As I write this, I have received news that the alpha female whelped and two days later lost all the puppies when torrential rains flooded the den.
Having had a wonderful experience with the wilddogs, we set off across the plains through the hundreds of thousands of wildebeest in the direction of Ndutu. Having been alone at the previous camp, it took some time to get used to other vehicles again, but we were rewarded with some great sightings including a cheetah with her 4 small cubs.
Rounding the Serengeti experience off, we flew to Sayari camp to finish the safari part of our trip alone again. Having spent three weeks there with Nick Brandt (read here), I was eager to find the lions that I’d written about and see how they were doing. Our first drive took us up into the Wogakuria kopjies where we found a leopard and his mother and spent the afternoon watching, photographing, and sipping wine.
Taking advantage of being alone in the area, and the freedom that comes with it, we were up early the next morning and ventured a little further afield with a packed breakfast in the hope of finding black rhino. The only evidence of rhino we succeeded in finding was rhino tracks and the rhino had obviously retired into the dark shade of some riverine thicket where we couldn’t follow. Instead, a courting lion couple allowed us very close.
The landscapes in this region of the Serengeti are stunning and we spent a good portion of the time driving around remarking at its beauty. The wildlife was a bonus, and by the end of the few days there we had seen lions hunting, cubs playing, lions mating and on our last night were rewarded with an iconic view as 9 lioness walked off into the sunset.
I’ve now written quite a few articles on visiting the gorillas and without using pretentious vocabulary, it remains one of the most powerful wildlife encounters.
The tourism warden joined us for drinks the evening before our trek and we were fortunate to be able to hear first hand about the struggles of managing the national park, but also how important tourism is for conservation.

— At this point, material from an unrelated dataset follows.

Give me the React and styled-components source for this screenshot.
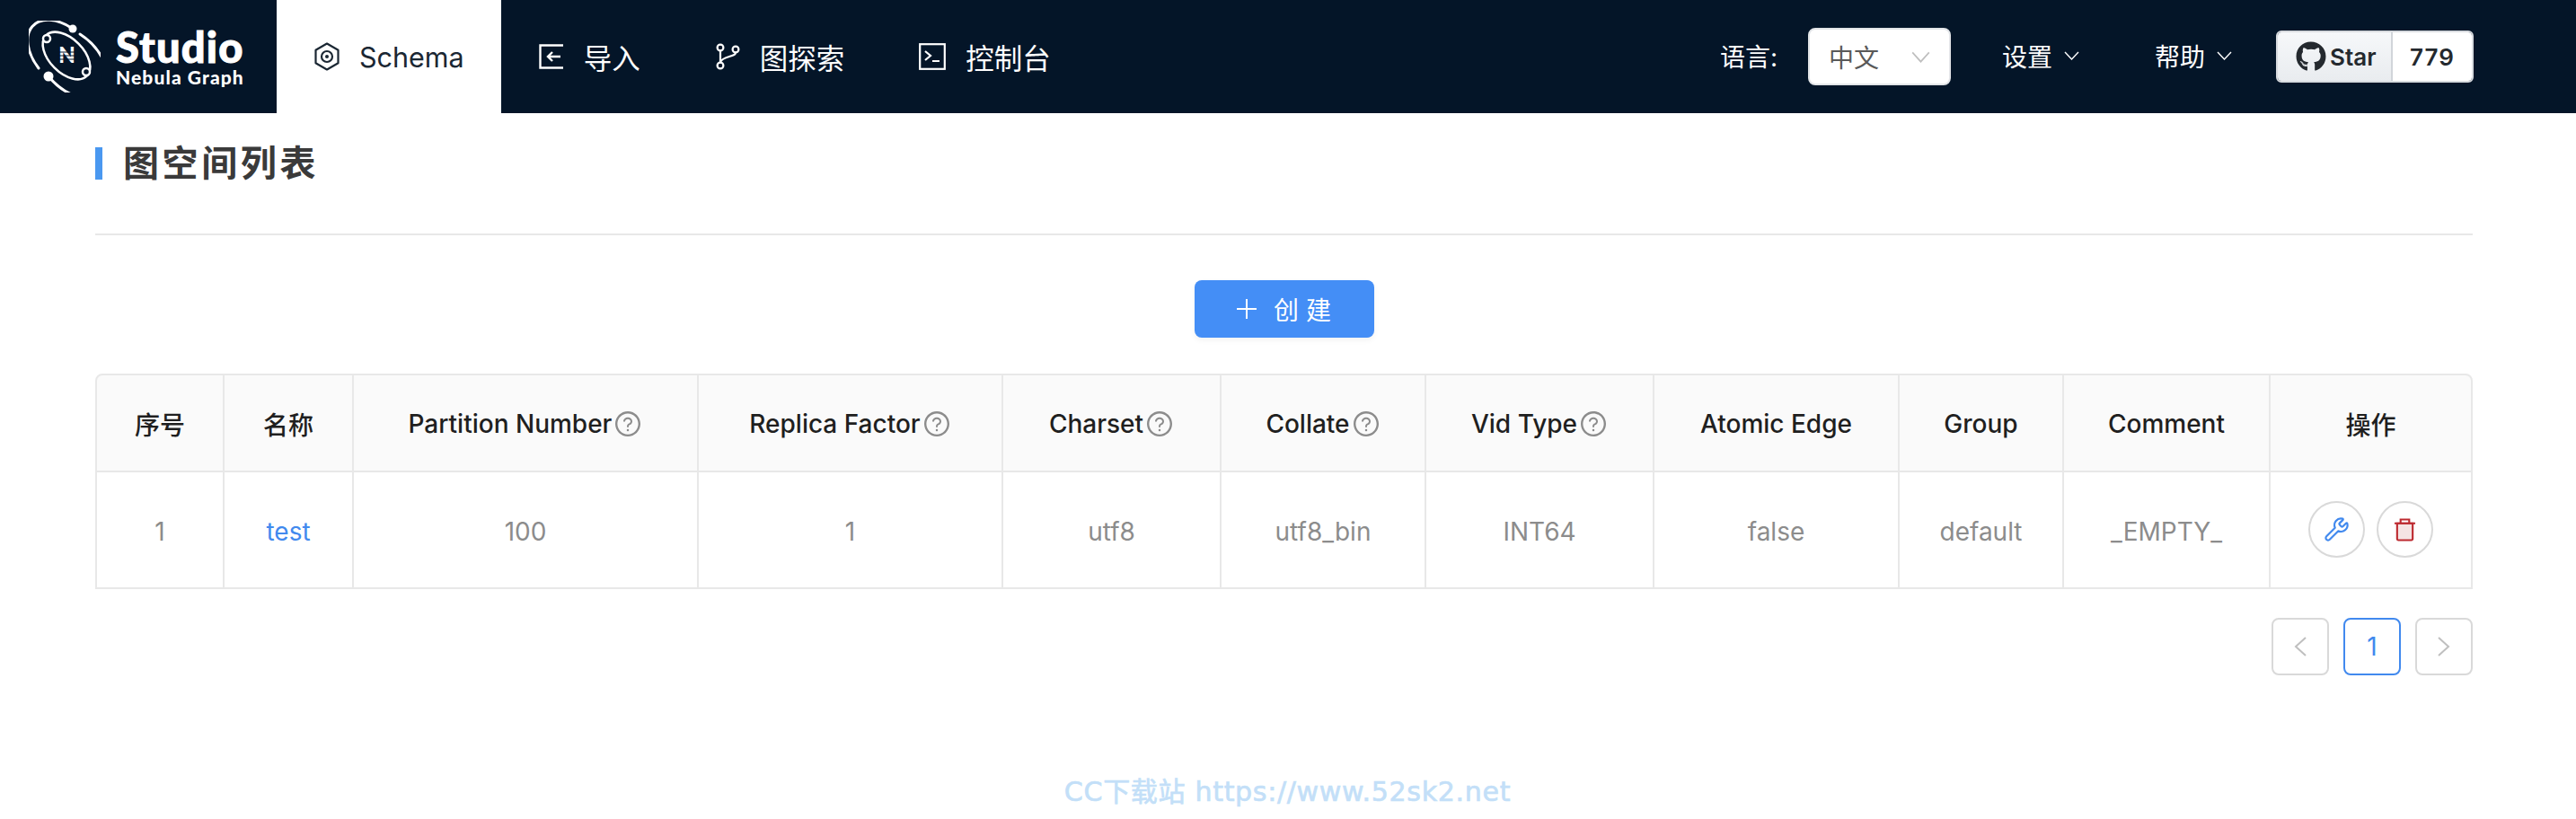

Requesting a relatively easy group to see, we set off from the car park through the potato fields to try to find the Agashya group. As usual, trackers had already set off in the morning and as we came close to the National Park we were surprised to see the trackers sitting on a rock only a short distance from the famous rock wall boundary. We were quickly briefed on the etiquette of gorilla watching, and were then interrupted by a young gorilla feeding on the wall. After a half hour of watching the gorillas in the forest within sight of the wall, they all moved out of the forest and proceeded to gnaw on eucalyptus bark. It was the clearest I’d seen them and interesting to watch them out in the open.